■ GIVEN PROBLEM:
Of all the lines in the material, how many include the word "TypeScript"? Reply with the number alone.

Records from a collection
- - - - -
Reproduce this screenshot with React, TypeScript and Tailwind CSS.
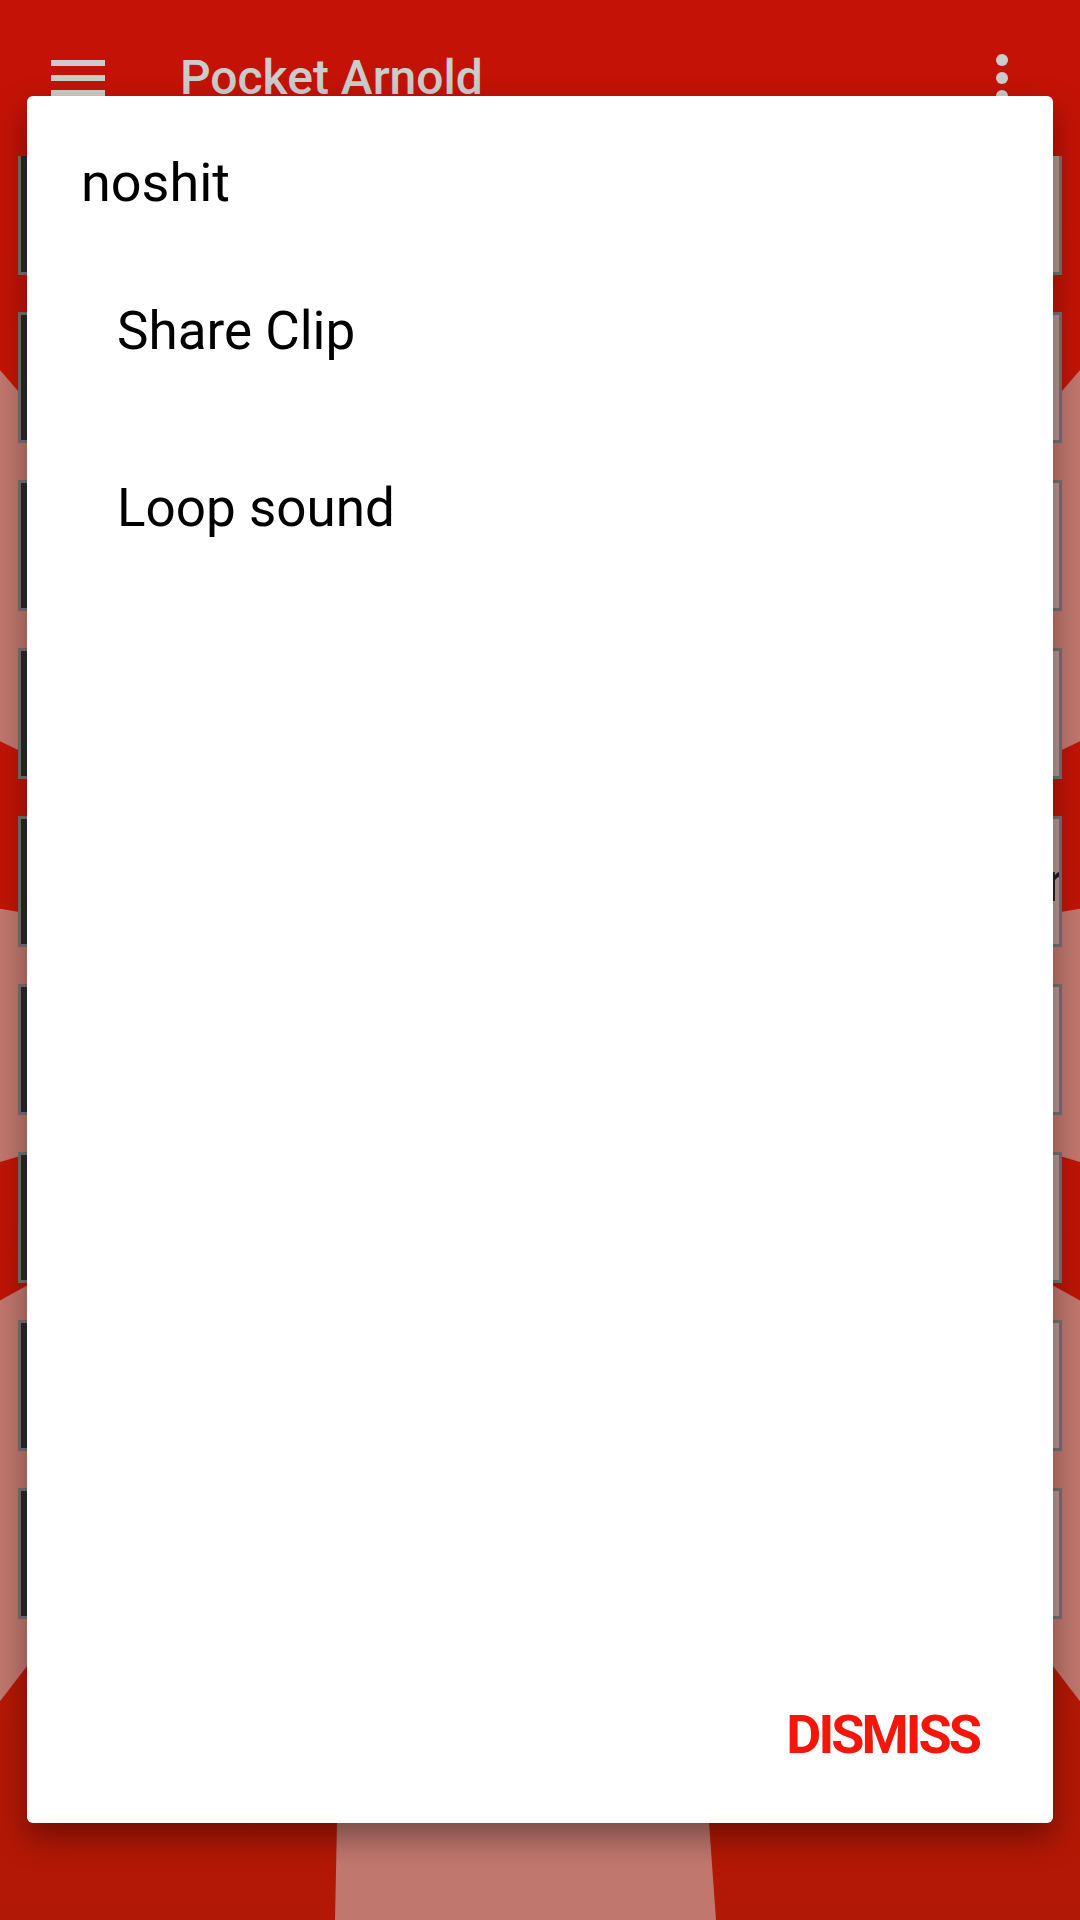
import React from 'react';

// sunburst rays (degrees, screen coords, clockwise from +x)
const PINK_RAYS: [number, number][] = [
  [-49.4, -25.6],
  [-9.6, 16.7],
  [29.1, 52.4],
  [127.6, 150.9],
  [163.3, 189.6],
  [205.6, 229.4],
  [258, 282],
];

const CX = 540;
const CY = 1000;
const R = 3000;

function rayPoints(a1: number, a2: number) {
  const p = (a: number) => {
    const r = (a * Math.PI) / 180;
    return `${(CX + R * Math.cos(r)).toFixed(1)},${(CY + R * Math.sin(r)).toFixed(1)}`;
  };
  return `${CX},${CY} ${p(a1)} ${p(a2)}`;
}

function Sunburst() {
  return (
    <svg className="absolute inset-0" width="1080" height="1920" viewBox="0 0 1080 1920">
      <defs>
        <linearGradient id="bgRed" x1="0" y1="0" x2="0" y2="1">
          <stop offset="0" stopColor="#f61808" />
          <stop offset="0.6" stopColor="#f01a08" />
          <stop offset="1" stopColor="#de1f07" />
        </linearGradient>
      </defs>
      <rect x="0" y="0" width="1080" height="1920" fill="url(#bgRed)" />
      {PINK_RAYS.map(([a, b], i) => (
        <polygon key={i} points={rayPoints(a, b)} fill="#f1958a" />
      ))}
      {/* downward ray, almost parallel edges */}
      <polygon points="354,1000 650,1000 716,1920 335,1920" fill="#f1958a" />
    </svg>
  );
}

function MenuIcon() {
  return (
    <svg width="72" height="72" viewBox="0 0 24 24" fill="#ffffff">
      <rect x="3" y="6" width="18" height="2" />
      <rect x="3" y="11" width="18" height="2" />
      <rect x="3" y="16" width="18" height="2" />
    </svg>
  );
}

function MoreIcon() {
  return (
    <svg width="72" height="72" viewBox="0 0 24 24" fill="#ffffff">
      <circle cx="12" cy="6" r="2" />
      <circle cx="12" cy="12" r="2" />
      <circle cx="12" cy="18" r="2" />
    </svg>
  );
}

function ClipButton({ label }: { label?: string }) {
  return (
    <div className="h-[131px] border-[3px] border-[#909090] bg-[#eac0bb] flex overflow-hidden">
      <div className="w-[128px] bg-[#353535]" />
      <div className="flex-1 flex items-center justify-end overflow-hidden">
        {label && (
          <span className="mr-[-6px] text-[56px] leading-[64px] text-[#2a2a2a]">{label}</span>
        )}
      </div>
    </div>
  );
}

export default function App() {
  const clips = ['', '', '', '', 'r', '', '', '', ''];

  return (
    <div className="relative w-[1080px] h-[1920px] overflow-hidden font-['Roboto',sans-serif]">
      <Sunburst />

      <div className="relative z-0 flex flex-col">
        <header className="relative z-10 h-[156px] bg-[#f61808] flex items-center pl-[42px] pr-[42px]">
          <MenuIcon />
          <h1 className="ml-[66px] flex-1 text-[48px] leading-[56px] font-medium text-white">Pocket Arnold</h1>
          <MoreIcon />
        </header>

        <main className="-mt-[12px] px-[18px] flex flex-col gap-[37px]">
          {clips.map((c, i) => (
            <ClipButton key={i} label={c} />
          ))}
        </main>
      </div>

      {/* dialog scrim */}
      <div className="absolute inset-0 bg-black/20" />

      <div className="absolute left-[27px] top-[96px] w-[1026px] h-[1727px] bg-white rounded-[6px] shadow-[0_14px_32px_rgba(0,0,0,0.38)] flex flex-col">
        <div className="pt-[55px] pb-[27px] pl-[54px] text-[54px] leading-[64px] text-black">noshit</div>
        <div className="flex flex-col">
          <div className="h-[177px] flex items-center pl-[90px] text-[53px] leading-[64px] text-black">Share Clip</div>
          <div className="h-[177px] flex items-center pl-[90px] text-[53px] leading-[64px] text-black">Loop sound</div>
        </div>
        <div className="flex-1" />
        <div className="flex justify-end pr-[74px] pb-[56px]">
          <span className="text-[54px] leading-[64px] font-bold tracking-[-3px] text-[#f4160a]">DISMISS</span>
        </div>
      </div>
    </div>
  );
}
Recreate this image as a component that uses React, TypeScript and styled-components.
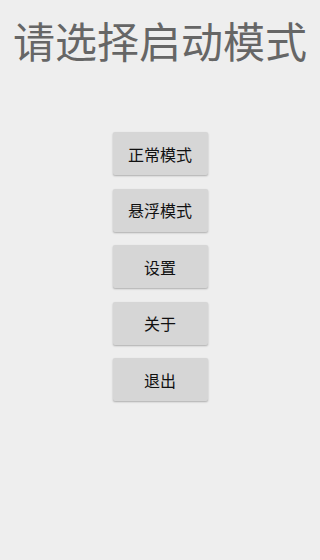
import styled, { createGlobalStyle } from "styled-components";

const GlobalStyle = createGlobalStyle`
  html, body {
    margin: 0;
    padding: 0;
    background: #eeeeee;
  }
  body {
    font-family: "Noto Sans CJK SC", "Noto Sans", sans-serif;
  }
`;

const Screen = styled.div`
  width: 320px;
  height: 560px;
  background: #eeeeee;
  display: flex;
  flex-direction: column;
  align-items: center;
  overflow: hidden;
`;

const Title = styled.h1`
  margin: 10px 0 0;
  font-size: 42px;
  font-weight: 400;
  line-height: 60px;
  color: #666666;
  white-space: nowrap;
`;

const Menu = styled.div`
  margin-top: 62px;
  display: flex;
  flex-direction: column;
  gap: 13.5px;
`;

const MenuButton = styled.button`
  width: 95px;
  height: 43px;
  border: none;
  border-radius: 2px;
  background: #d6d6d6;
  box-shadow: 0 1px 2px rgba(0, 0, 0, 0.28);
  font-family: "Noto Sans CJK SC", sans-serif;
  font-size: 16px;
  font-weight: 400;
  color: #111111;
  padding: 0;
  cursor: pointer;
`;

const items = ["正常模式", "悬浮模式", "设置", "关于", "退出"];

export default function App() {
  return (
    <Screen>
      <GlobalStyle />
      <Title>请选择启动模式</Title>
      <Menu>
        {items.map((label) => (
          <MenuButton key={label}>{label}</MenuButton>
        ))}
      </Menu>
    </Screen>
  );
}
- - - - -
■ IN RESPONSE:
2